Herr Mommsen, im Radio-Bremen-"Tatort" "Puppenspieler" sah es ganz so aus, als würde man Sie nicht als Kommissar Stedefreund wiedersehen. Sie hatten eine Sinnkrise und sind deshalb nach Afghanistan geflogen, um dort von nun an Polizisten auszubilden. Nun ist Stedefreund zurückgekehrt, aber verändert. Der Zuschauer erlebt ihn ungewohnt ernst und schweigsam, dann wieder reagiert er heftig und brutal, zum Beispiel als er eine Gruppe von Jugendlichen schlägt. Was ist passiert?

Stedefreund kommt schwer angeschlagen aus Afghanistan zurück. Was er dort erlebt hat, hat ihn sehr getroffen. Seine Nerven liegen blank und er hat noch keinen Weg gefunden, mit dem Erlebten umzugehen. Gleichzeitig erfährt Inga ein so schweres Schicksal, dass sie ihm auf keinen Fall helfen kann. Im Gegenteil!
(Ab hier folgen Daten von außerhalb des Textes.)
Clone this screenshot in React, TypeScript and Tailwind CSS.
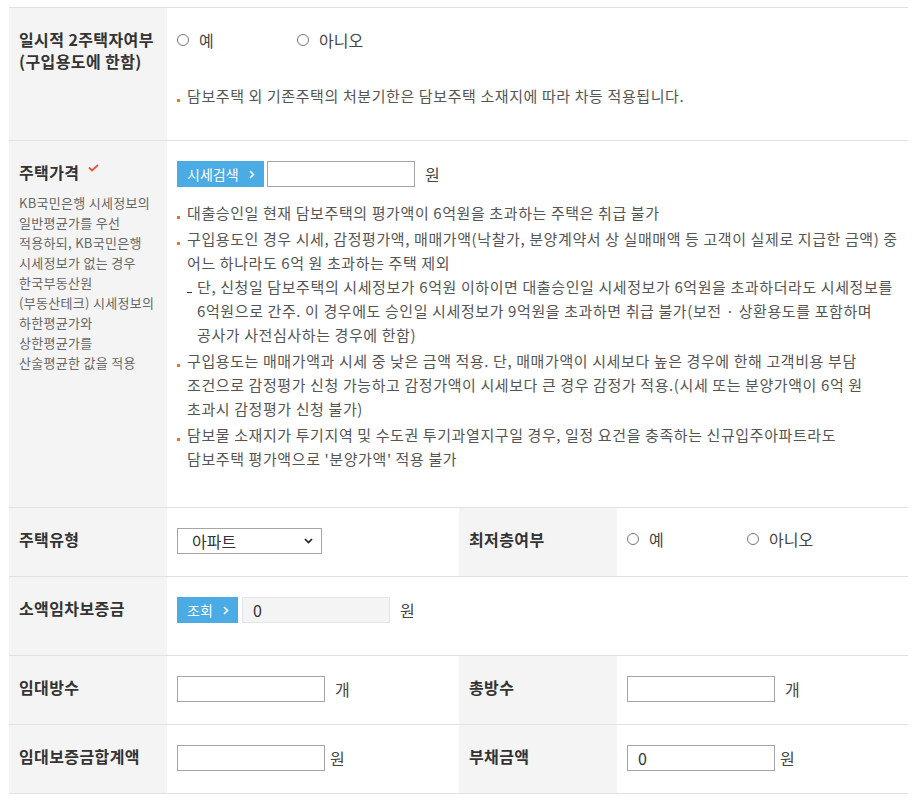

Sie ist es, die Hilfe braucht. Das ist alles ein bisschen viel für den Guten. Und ich glaube, dass er einfach auch spürt, wie einsam er eigentlich ist.

Wie haben Sie sich auf diesen traumatisierten Zustand, in dem sich Stedefreund offensichtlich befindet, vorbereitet?

Dem Regisseur Florian Baxmeyer und mir war es enorm wichtig, dass Stedefreund nicht apathisch ist. Er sollte handeln. Mit einer gewissen Härte sein Ziel verfolgen, denn eigentlich ist er ja jemand, der Probleme nicht lange mit sich rumschleppt. Ich habe viel gelesen, auch Bücher von Soldaten, die im Krieg waren. "Soldatenglück" von Robert Sedlatzek-Müller, "War" von Sebastian Junger oder "Das Knurren der Panzer im Frühling" von Sebastian Christ. Aber am meisten beeindruckt hat mich das Buch "Sturz ins Chaos" von Ahmed Rashid, in dem furchtbar klar beschrieben wird, dass wir Europäer nicht den blassesten Schimmer von dieser Region haben.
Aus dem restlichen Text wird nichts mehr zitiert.